With a medal hanging from his neck, Lynch shrugged: “Sure that’s why I came back.
“I was over there working, and I said, ‘Surely there’s more to life than this’.
“There was a gym in the building I was living in over there, and I started training on the rowing machine, morning and evening.
“A lot of my friends went into the bank and consulting and stuff in New York, you’d be working nine o’clock until one o’clock at night.
“If I had one of those jobs I probably wouldn’t be here.
“I was lucky I was with a start-up, NewtonX, market research, a bit more relaxed hours, nine to seven, so I’d train before and after.
“If I didn’t have that kind of job I definitely wouldn’t even have thought of coming back.
“I was getting fit again and I thought I may as well have a go again, it’s only a year and a half, and see what happens.
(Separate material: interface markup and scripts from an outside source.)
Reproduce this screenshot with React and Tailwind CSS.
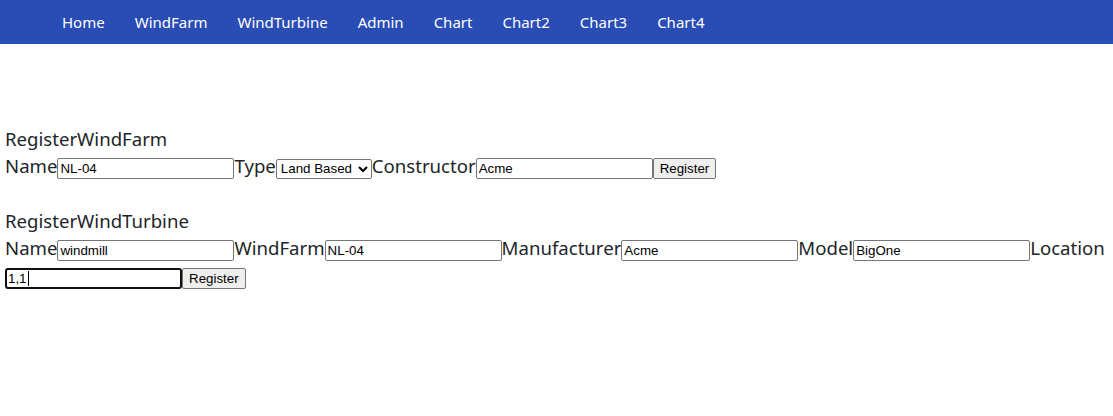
import React from "react";

const navItems = ["Home", "WindFarm", "WindTurbine", "Admin", "Chart", "Chart2", "Chart3", "Chart4"];

const inputCls =
  "inline-block align-baseline h-[21px] w-[177px] border border-[#767676] rounded-[2px] bg-white px-[2px] text-[13.33px] leading-normal text-black font-['Liberation_Sans',Arial,sans-serif] outline-none";
const buttonCls =
  "inline-block align-baseline h-[21px] border border-[#767676] rounded-[2px] bg-[#efefef] px-[6px] text-[13.33px] leading-normal text-black font-['Liberation_Sans',Arial,sans-serif]";

function Field({ label, value }) {
  return (
    <>
      {label}
      <input className={inputCls} defaultValue={value} />
    </>
  );
}

export default function App() {
  return (
    <div className="min-h-[416px] bg-white font-['Noto_Sans',sans-serif] text-[#212529]">
      {/* Top nav */}
      <nav className="flex h-[44px] items-center gap-[30px] bg-[#294cb5] pl-[62px]">
        {navItems.map((item) => (
          <a key={item} className="text-[15px] text-white">
            {item}
          </a>
        ))}
      </nav>

      <main className="px-[5px] pt-[81px]">
        {/* Wind farm */}
        <div className="text-[18.6px] leading-[27px]">RegisterWindFarm</div>
        <div className="text-[18.6px] leading-[28px]">
          <Field label="Name" value="NL-04" />
          Type
          <select className="inline-block align-baseline h-[20px] w-[96px] border border-[#767676] rounded-[2px] bg-white text-[13.33px] leading-normal text-black font-['Liberation_Sans',Arial,sans-serif]">
            <option>Land Based</option>
            <option>Offshore</option>
          </select>
          <Field label="Constructor" value="Acme" />
          <button className={buttonCls}>Register</button>
        </div>

        {/* Wind turbine */}
        <div className="mt-[27px] text-[18.6px] leading-[27px]">RegisterWindTurbine</div>
        <div className="text-[18.6px] leading-[28px]">
          <Field label="Name" value="windmill" />
          <Field label="WindFarm" value="NL-04" />
          <Field label="Manufacturer" value="Acme" />
          <Field label="Model" value="BigOne" />
          Location
          <span className="relative inline-flex">
            <input
              className="h-[21px] w-[177px] border-2 border-[#101010] rounded-[3px] bg-white px-[1px] text-[13.33px] leading-normal text-black font-['Liberation_Sans',Arial,sans-serif] outline-none"
              defaultValue="1,1"
            />
            <span className="absolute left-[23px] top-[3px] h-[15px] w-px bg-black" />
          </span>
          <button className={buttonCls}>Register</button>
        </div>
      </main>
    </div>
  );
}
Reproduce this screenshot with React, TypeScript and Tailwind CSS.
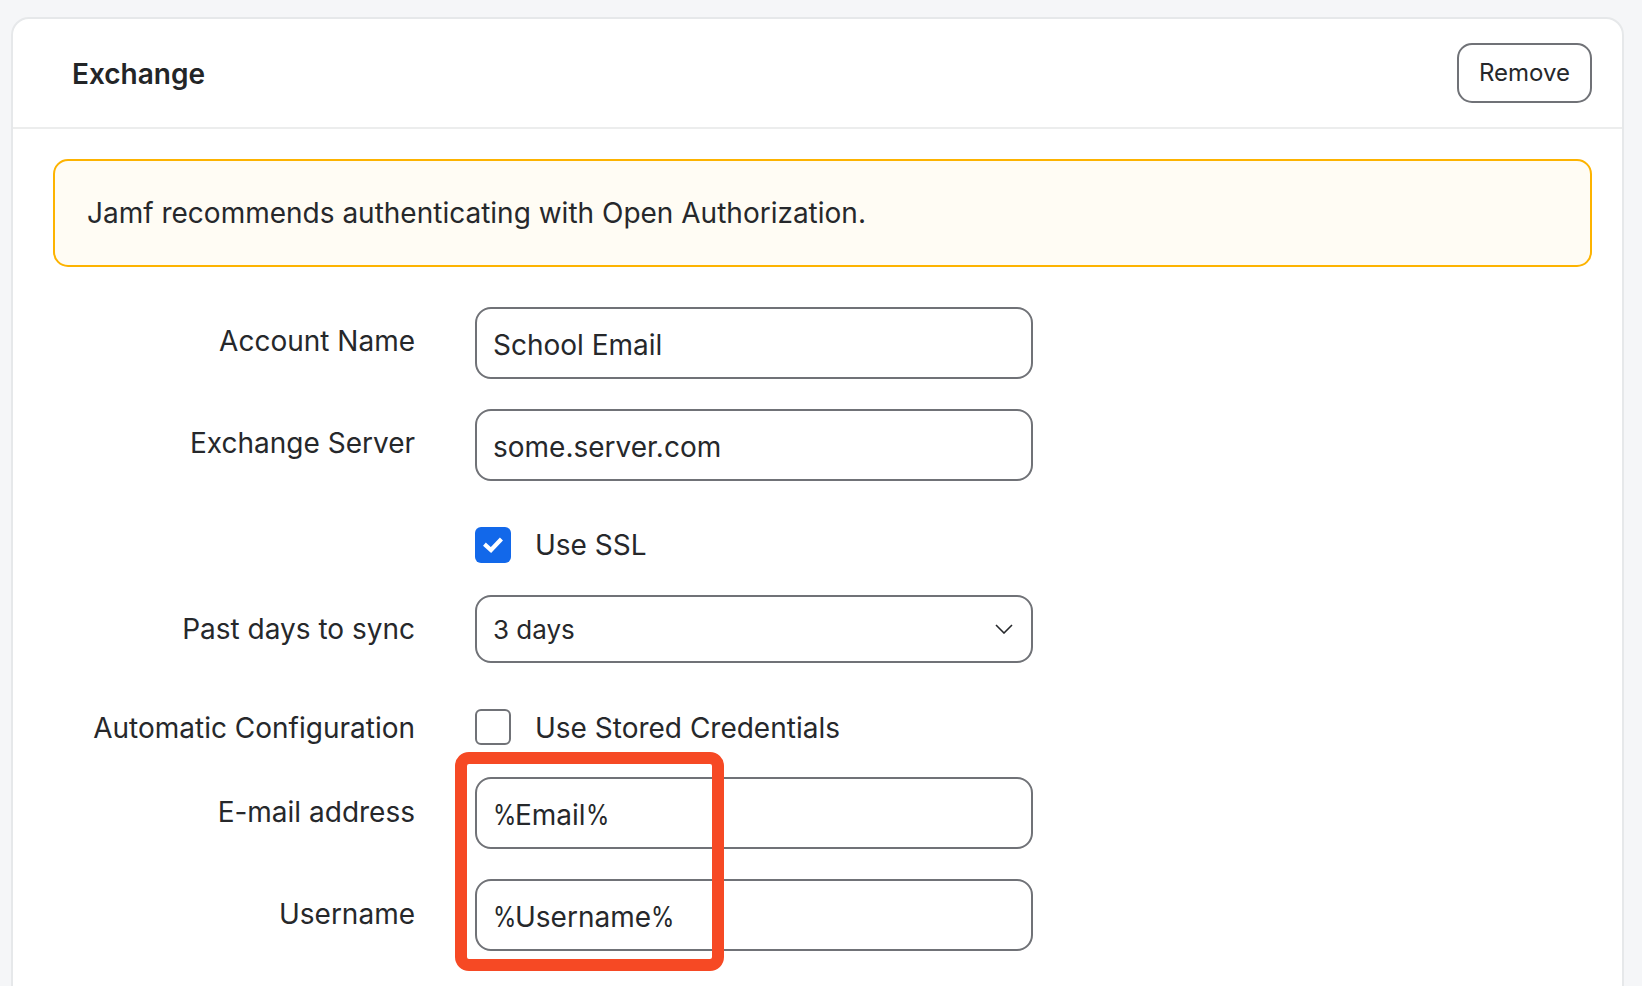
import React from "react";

function Label({ children, className }: { children: React.ReactNode; className: string }) {
  return (
    <div className={`w-[362px] shrink-0 text-right text-[28px] leading-[36px] text-[#26282b] ${className}`}>
      {children}
    </div>
  );
}

function Percent() {
  return <span className="inline-block w-[22px] origin-left scale-x-[0.85]">%</span>;
}

function TextField({
  label,
  value,
  className,
  labelClassName,
  wrapped,
}: {
  label: string;
  value: string;
  className: string;
  labelClassName: string;
  wrapped?: boolean;
}) {
  return (
    <div className={`flex items-center gap-[60px] ${className}`}>
      <Label className={labelClassName}>{label}</Label>
      <div className="flex h-[72px] w-[558px] items-center rounded-[16px] border-2 border-[#707277] bg-white px-[16px] pt-[4px] text-[28px] text-[#26282b]">
        {wrapped ? (
          <span>
            <Percent />
            {value}
            <Percent />
          </span>
        ) : (
          <span>{value}</span>
        )}
      </div>
    </div>
  );
}

export default function App() {
  return (
    <div
      className="relative h-[986px] overflow-hidden bg-[#f5f6f8] pt-[17px] pr-[18px] pl-[11px] text-[#26282b]"
      style={{ fontFamily: "Inter, sans-serif" }}
    >
      <div className="h-[1000px] rounded-t-[18px] border-2 border-[#e6e8ea] bg-white">
        <div className="flex h-[110px] items-center justify-between border-b-2 border-[#eceded] pr-[30px] pl-[59px]">
          <h2 className="pt-[2px] text-[28px] font-semibold text-[#232527]">Exchange</h2>
          <button className="flex h-[60px] w-[135px] items-center justify-center rounded-[15px] border-2 border-[#707277] bg-white text-[24px] text-[#26282b]">
            Remove
          </button>
        </div>
        <div className="pt-[30px] pr-[30px] pl-[40px]">
          <div className="flex h-[108px] items-center rounded-[15px] border-2 border-[#fdb300] bg-[#fffcf4] px-[32px] text-[28px] text-[#26282b]">
            Jamf recommends authenticating with Open Authorization.
          </div>
          <TextField label="Account Name" value="School Email" className="mt-[40px]" labelClassName="pb-[4px]" />
          <TextField label="Exchange Server" value="some.server.com" className="mt-[30px]" labelClassName="pb-[4px]" />
          <div className="mt-[46px] flex h-[36px] items-center gap-[24px] pl-[422px]">
            <div className="flex h-[36px] w-[36px] items-center justify-center rounded-[6px] bg-[#1268ea]">
              <svg viewBox="0 0 20 20" className="h-[20px] w-[20px]" fill="none" stroke="#ffffff" strokeWidth="4.2" strokeLinecap="square">
                <path d="M3 10.5 L8 15 L17 5.5" />
              </svg>
            </div>
            <span className="text-[28px]">Use SSL</span>
          </div>
          <div className="mt-[32px] flex items-center gap-[60px]">
            <Label className="">Past days to sync</Label>
            <div className="flex h-[68px] w-[558px] items-center justify-between rounded-[16px] border-2 border-[#707277] bg-white pr-[18px] pl-[16px] text-[26px]">
              <span>3 days</span>
              <svg viewBox="0 0 18 10" className="h-[10px] w-[18px]" fill="none" stroke="#26282b" strokeWidth="1.6">
                <path d="M1 1 L9 9 L17 1" />
              </svg>
            </div>
          </div>
          <div className="mt-[46px] flex h-[36px] items-center gap-[60px]">
            <Label className="pt-[2px]">Automatic Configuration</Label>
            <div className="flex items-center gap-[24px]">
              <div className="h-[36px] w-[36px] rounded-[6px] border-2 border-[#707277] bg-white" />
              <span className="pt-[2px] text-[28px] leading-[36px]">Use Stored Credentials</span>
            </div>
          </div>
          <TextField label="E-mail address" value="Email" wrapped className="mt-[32px]" labelClassName="pb-[3px]" />
          <TextField label="Username" value="Username" wrapped className="mt-[30px]" labelClassName="pb-[3px]" />
        </div>
      </div>
      <div className="absolute top-[752px] left-[455px] h-[219px] w-[269px] rounded-[14px] border-[12px] border-[#f64924]" />
    </div>
  );
}
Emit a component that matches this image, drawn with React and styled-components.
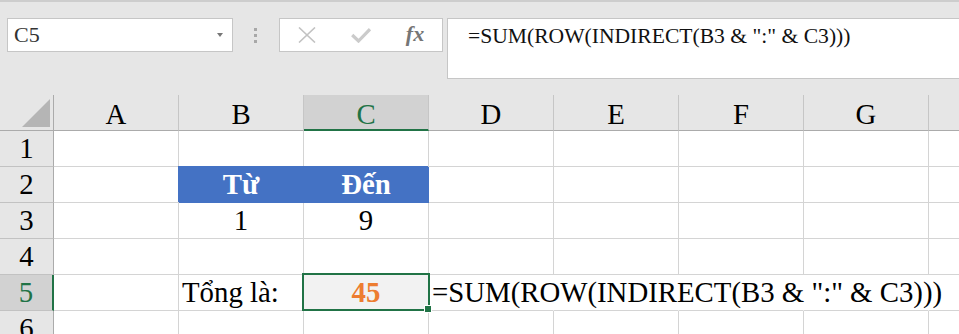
import React from 'react';
import styled, { createGlobalStyle } from 'styled-components';

const SERIF = `"Liberation Serif", "Times New Roman", "DejaVu Serif", serif`;

const Global = createGlobalStyle`
  html, body { margin: 0; padding: 0; width: 959px; height: 334px; overflow: hidden; background: #e6e6e6; }
  body { font-family: ${SERIF}; }
  #root { width: 959px; height: 334px; }
`;

const Page = styled.div`
  width: 959px;
  height: 334px;
  overflow: hidden;
  display: flex;
  flex-direction: column;
  background: #e6e6e6;
  border-top: 2px solid #cdcdcd;
  box-sizing: border-box;
  font-family: ${SERIF};
`;

const FormulaBar = styled.div`
  height: 93px;
  flex: none;
  display: flex;
  align-items: flex-start;
  padding: 16px 0 0 7px;
  box-sizing: border-box;
`;

const NameBox = styled.div`
  width: 226px;
  height: 34px;
  box-sizing: border-box;
  border: 1px solid #c6c6c6;
  background: #fff;
  display: flex;
  align-items: center;
  padding-left: 6px;
  font-family: ${SERIF};
  font-size: 22px;
  line-height: 32px;
  color: #333;
`;

const DropArrow = styled.span`
  margin-left: auto;
  margin-right: 9px;
  width: 0;
  height: 0;
  border-left: 3.5px solid transparent;
  border-right: 3.5px solid transparent;
  border-top: 4px solid #777;
`;

const Grip = styled.div`
  margin: 0 22px 0 21px;
  height: 34px;
  display: flex;
  flex-direction: column;
  justify-content: center;
  gap: 3px;
`;

const GripDot = styled.span`
  width: 3px;
  height: 3px;
  background: #a8a8a8;
`;

const ButtonsBox = styled.div`
  width: 164px;
  height: 34px;
  box-sizing: border-box;
  border: 1px solid #c6c6c6;
  background: #fff;
  display: grid;
  grid-template-columns: 54px 54px 1fr;
  align-items: center;
  justify-items: center;
`;

const Fx = styled.span`
  font-family: ${SERIF};
  font-style: italic;
  font-weight: bold;
  font-size: 22px;
  line-height: 22px;
  color: #767676;
  margin-top: -2px;
`;

const FormulaBox = styled.div`
  flex: 1;
  margin-left: 4px;
  margin-right: -2px;
  height: 61px;
  box-sizing: border-box;
  border: 1px solid #c6c6c6;
  background: #fff;
  padding: 5px 0 0 20px;
  font-family: ${SERIF};
  font-size: 21.6px;
  line-height: 24px;
  color: #111;
  white-space: nowrap;
`;

const Sheet = styled.div`
  flex: 1;
  display: grid;
  grid-template-columns: 54px repeat(8, 125px);
  grid-auto-rows: 36px;
  background: #fff;
  overflow: hidden;
  font-family: ${SERIF};
  font-size: 28.8px;
`;

const Corner = styled.div`
  background: #e6e6e6;
  border-right: 1px solid #ababab;
  border-bottom: 1px solid #ababab;
  box-sizing: border-box;
  display: flex;
  justify-content: flex-end;
  align-items: flex-end;
  padding: 0 3px 3px 0;
`;

const ColHeader = styled.div`
  background: ${p => (p.$active ? '#d2d2d2' : '#e6e6e6')};
  color: ${p => (p.$active ? '#217346' : '#000')};
  border-right: 1px solid #c6c6c6;
  border-bottom: ${p => (p.$active ? '2px solid #217346' : '1px solid #ababab')};
  box-sizing: border-box;
  text-align: center;
  padding-top: 2px;
  line-height: 34px;
  overflow: hidden;
`;

const RowHeader = styled.div`
  background: ${p => (p.$active ? '#d2d2d2' : '#e6e6e6')};
  color: ${p => (p.$active ? '#217346' : '#000')};
  border-right: ${p => (p.$active ? '2px solid #217346' : '1px solid #ababab')};
  border-bottom: 1px solid #c2c2c2;
  box-sizing: border-box;
  text-align: center;
  line-height: 35px;
`;

const Cell = styled.div`
  position: relative;
  box-sizing: border-box;
  border-right: 1px solid ${p => (p.$noRight ? 'transparent' : p.$band ? p.$fill : '#d4d4d4')};
  border-bottom: 1px solid ${p => (p.$band ? p.$fill : '#d4d4d4')};
  background: ${p => p.$fill || 'transparent'};
  box-shadow: ${p => (p.$band ? `-1px -1px 0 0 ${p.$fill}` : 'none')};
  color: ${p => p.$color || '#000'};
  font-weight: ${p => (p.$bold ? 'bold' : 'normal')};
  text-align: ${p => p.$align || 'left'};
  padding: 0 ${p => (p.$align === 'center' ? '0' : '3px')};
  line-height: 35px;
  white-space: nowrap;
  overflow: visible;
  z-index: ${p => (p.$overflow ? 1 : 'auto')};
`;

const Selection = styled.div`
  position: absolute;
  left: -2px;
  top: -2px;
  right: -2px;
  bottom: -1px;
  border: 2px solid #217346;
  z-index: 2;
  pointer-events: none;
`;

const FillHandle = styled.span`
  position: absolute;
  right: -4px;
  bottom: -4px;
  width: 6px;
  height: 6px;
  background: #217346;
  border: 1px solid #fff;
  box-sizing: content-box;
`;

const FORMULA = '=SUM(ROW(INDIRECT(B3 & ":" & C3)))';
const COLS = ['A', 'B', 'C', 'D', 'E', 'F', 'G', 'H'];
const VISIBLE_LABELS = ['A', 'B', 'C', 'D', 'E', 'F', 'G'];
const BLUE = '#4472c4';

const DATA = {
  '2B': { text: 'Từ', bold: true, color: '#fff', fill: BLUE, band: true, align: 'center' },
  '2C': { text: 'Đến', bold: true, color: '#fff', fill: BLUE, band: true, align: 'center' },
  '3B': { text: '1', align: 'center' },
  '3C': { text: '9', align: 'center' },
  '5B': { text: 'Tổng là:' },
  '5C': { text: '45', bold: true, color: '#ed7d31', fill: '#f2f2f2', align: 'center', selected: true },
  '5D': { text: FORMULA, noRight: true, overflow: true },
  '5E': { noRight: true },
  '5F': { noRight: true },
  '5G': { noRight: true },
};

export default function App() {
  return (
    <Page>
      <Global />
      <FormulaBar>
        <NameBox>
          C5
          <DropArrow />
        </NameBox>
        <Grip>
          <GripDot />
          <GripDot />
          <GripDot />
        </Grip>
        <ButtonsBox>
          <svg width="18" height="16" viewBox="0 0 18 16">
            <path d="M1 0.5 L17 15.5 M17 0.5 L1 15.5" stroke="#c2c2c2" strokeWidth="1.6" fill="none" />
          </svg>
          <svg width="20" height="15" viewBox="0 0 20 15">
            <path d="M1.2 7 L7.5 13 L19 1.2" stroke="#cbcbcb" strokeWidth="3.2" fill="none" />
          </svg>
          <Fx>fx</Fx>
        </ButtonsBox>
        <FormulaBox>{FORMULA}</FormulaBox>
      </FormulaBar>
      <Sheet>
        <Corner>
          <svg width="28" height="28" viewBox="0 0 28 28">
            <polygon points="28,0 28,28 0,28" fill="#b5b5b5" />
          </svg>
        </Corner>
        {COLS.map(c => (
          <ColHeader key={c} $active={c === 'C'}>
            {VISIBLE_LABELS.includes(c) ? c : ''}
          </ColHeader>
        ))}
        {[1, 2, 3, 4, 5, 6].map(r => (
          <React.Fragment key={r}>
            <RowHeader $active={r === 5}>{r}</RowHeader>
            {COLS.map(c => {
              const d = DATA[`${r}${c}`] || {};
              return (
                <Cell
                  key={c}
                  $fill={d.fill}
                  $band={d.band}
                  $color={d.color}
                  $bold={d.bold}
                  $align={d.align}
                  $noRight={d.noRight}
                  $overflow={d.overflow}
                >
                  {d.text}
                  {d.selected && (
                    <Selection>
                      <FillHandle />
                    </Selection>
                  )}
                </Cell>
              );
            })}
          </React.Fragment>
        ))}
      </Sheet>
    </Page>
  );
}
“Who would’ve known a year and a half ago that we’d be getting a bronze medal at the Olympics?”
NICK OF TIME
Lynch’s timing could not have been better for Doyle.
He recalled: “I kind of had a campaign in the single on my mind almost.
“And then Daire showed up from New York and we did a trial with some of the young guys coming off the Under-23 team, and it was close but Daire won out.
“He was coming back from New York and he wasn’t at his fittest, but then he just got fitter and faster, and nobody else really had a chance to step into the boat.”
Doyle is asked whether a medal might have been possible on his own.
Doyle said: “Jesus, I don’t know. I raced a single once and I was in a C final.
“The single is a different beast.
“You have to have a lot more physiology whereas with us it’s about synchronising and working together, and making the most out of each other as a pairing.
“We’re ying and yang personalities but we’ve found the best way to match together and work off each other’s strengths.
“The things that I lack, he brings and the things that he lacks, I bring.
“I don’t know what they are, but it seems to work and we’ve had a great partnership.”
The chemistry worked again at the Vaires-Sur-Maine Nautical Stadium.
Spain and Romania set the early pace with Ireland third.
They had dropped to fifth by the 500m mark but never looked like dropping out of contention.
Spain fell away but Romania surprisingly maintained their position at the top, only briefly losing it to gold medal favourites Holland around the 1500m mark.
It became clear that those two crews would decide first place between them but there was an equally intriguing battle emerging for bronze.
The USA were in third at both the halfway and three-quarters mark but they never managed to put any sort of distance between them and Doyle and Lynch.
And the Irish boat slowly but steadily reined them in over the last 500m and ultimately had almost two seconds to spare over them, to match their third place in last year’s World Championships.
POST-GAME ANALYIS
Immediately afterwards, Doyle apologised for a mistake which, he said, had cost them a chance of winning silver. Later on, he elaborated.
Doyle said: “We had to go earlier than we thought so we had to put more in.
“There was actually a bit of a wash the whole way down and a bit more of a headwind than we thought.
“So we were being pushed a little bit over and this neck thing has been at me all year, really, and it just sort of then started seizing up.
“We were on the red line and then I kind of just lost the handle a little bit in one of the strokes and I looked and I was like, ‘please, not too much left. Where are you going here?’
“I looked up and I was like, oh the Americans are far enough back.
“We were moving on the Dutch but look, what can you do?
“You push yourself to the line. Sometimes you fall over it but me managed to rectify to rectify it was more like a glitch.
“You try and smooth it out and then relax a bit more, because if the body gets tense, then you’ll overwork it.
“You need rely on the legs and try and let the arms loose.
“So, I’m glad I put myself into the position where I had to work hard because then I would have come in feeling good and we would have finished fourth.”
That informed the muted celebrations at the end.
Doyle said: “I nearly dropped the flipping oar with 50 metres to go, so I think a little bit maybe was just relief.
“It was just a release almost, it was kind of a wave of positive and negative and relief and disappointment.
“You can stand up and jump around, but if you’re doing that, you probably could have done more during the race.
“After the World Championships final, I fainted.”
Elsewhere, the women’s four of Emily Hegarty, Eimear Lambe, Natalie Long and Imogen Magner won their B final with Alison Bergin and Zoe Hyde coming fourth in theirs.